This project was part of the final project for Stanford's CS 224n Deep Learning for Natural Language Processing
My project was to reimplement the QANet Architecture proposed by Google Brain and CMU in (https://arxiv.org/abs/1804.09541)
To run the code in this repo follow the steps below:
First setup the local environment using
- conda env create -f environment.yml
- source activate squad
Then run python setup.py to get the data in the right folders
Finally run train.py --name
Motivation:
Reading comprehension and question answering are critical natural language tasks that many modern NLP models benchmark against. The applications of a good reading comprehension system can extend from digital assistants and chat bots to even medical applications where patients want to know what conditions their symptoms could map to. Previous reading comprehension models have made use of bidirectional attention flows between the context and query as well as encoding representation of the context and query. While these systems perform well they are slow and do not take advantage of recent work in Transformers and models that exclusively convolutions or self attention.
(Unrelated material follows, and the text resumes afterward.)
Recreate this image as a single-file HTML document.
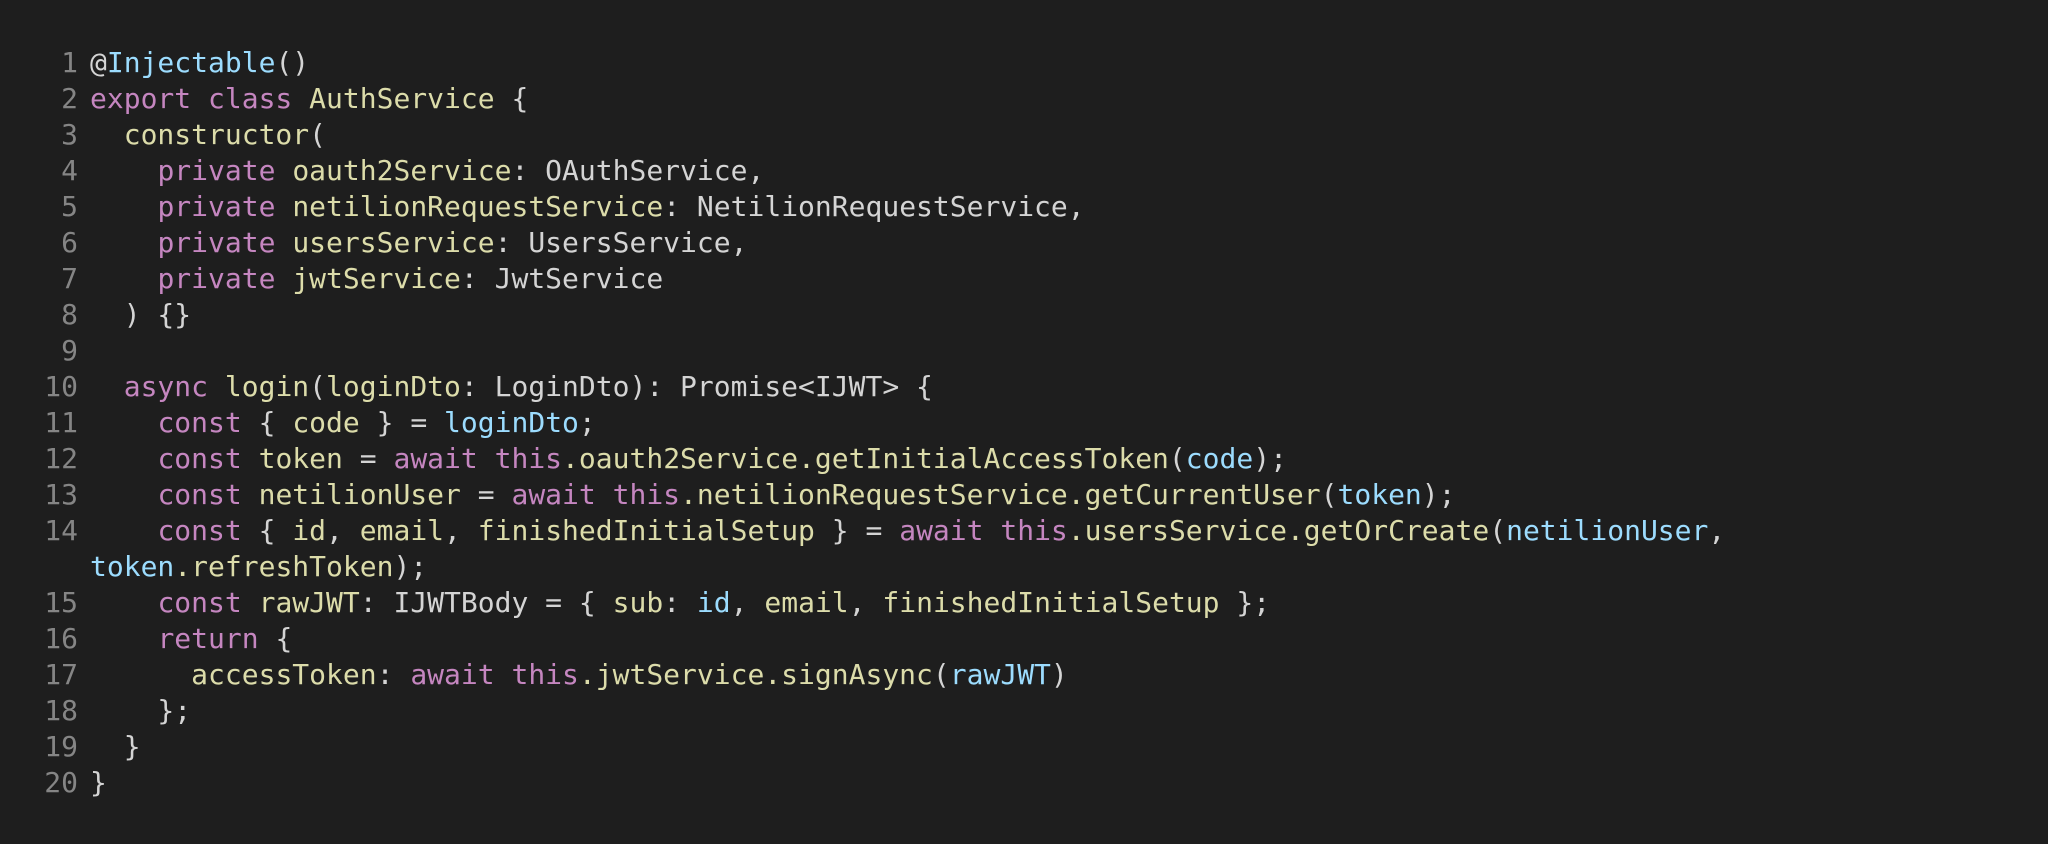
<!DOCTYPE html>
<html><head><meta charset="utf-8"><style>
html,body{margin:0;padding:0;background:#1e1e1e;width:2048px;height:844px;overflow:hidden}
.wrap{position:absolute;top:45px;left:0;font-family:"DejaVu Sans Mono","Liberation Mono",monospace;font-size:28px;line-height:36px;white-space:pre;color:#d4d4d4}
.ln{position:absolute;left:10px;width:68px;text-align:right;color:#858585}
.code{position:absolute;left:90px}
.k{color:#c586c0}.y{color:#dcdcaa}.b{color:#9cdcfe}
</style></head><body>
<div class="wrap"><div class="ln">1
2
3
4
5
6
7
8
9
10
11
12
13
14

15
16
17
18
19
20</div><div class="code">@<span class="b">Injectable</span>()
<span class="k">export class</span> <span class="y">AuthService</span> {
  <span class="y">constructor</span>(
    <span class="k">private</span> <span class="y">oauth2Service</span>: OAuthService,
    <span class="k">private</span> <span class="y">netilionRequestService</span>: NetilionRequestService,
    <span class="k">private</span> <span class="y">usersService</span>: UsersService,
    <span class="k">private</span> <span class="y">jwtService</span>: JwtService
  ) {}

  <span class="k">async</span> <span class="y">login</span>(<span class="y">loginDto</span>: LoginDto): Promise&lt;IJWT&gt; {
    <span class="k">const</span> { <span class="y">code</span> } = <span class="b">loginDto</span>;
    <span class="k">const</span> <span class="y">token</span> = <span class="k">await this</span><span class="y">.oauth2Service.getInitialAccessToken</span>(<span class="b">code</span>);
    <span class="k">const</span> <span class="y">netilionUser</span> = <span class="k">await this</span><span class="y">.netilionRequestService.getCurrentUser</span>(<span class="b">token</span>);
    <span class="k">const</span> { <span class="y">id</span>, <span class="y">email</span>, <span class="y">finishedInitialSetup</span> } = <span class="k">await this</span><span class="y">.usersService.getOrCreate</span>(<span class="b">netilionUser</span>,
<span class="b">token</span><span class="y">.refreshToken</span>);
    <span class="k">const</span> <span class="y">rawJWT</span>: IJWTBody = { <span class="y">sub</span>: <span class="b">id</span>, <span class="y">email</span>, <span class="y">finishedInitialSetup</span> };
    <span class="k">return</span> {
      <span class="y">accessToken</span>: <span class="k">await this</span><span class="y">.jwtService.signAsync</span>(<span class="b">rawJWT</span>)
    };
  }
}</div></div>
</body></html>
Given that most of the new state of the art natural language models are attention based, it seems logical to extend this to reading comprehension. QANet attempts to bring these innovations in neural architecture for a question answering model. QANet proposes to make use of exclusively convolutions and self attentions in the encoders to produce context and query representations. The motivation here is that convolutions capture local structure while the attention captures global structure in the sentence. On top of these encoders, there is a context to query attention layer which implements the bidirectional attention. Finally output probabilities are computed to determine the start and end indices of an answer in the context.
The key advantage of using convolutions and attention is to improve speed in inference and training. With the increased focus on privacy and running machine learning on the edge, faster models would be preferable.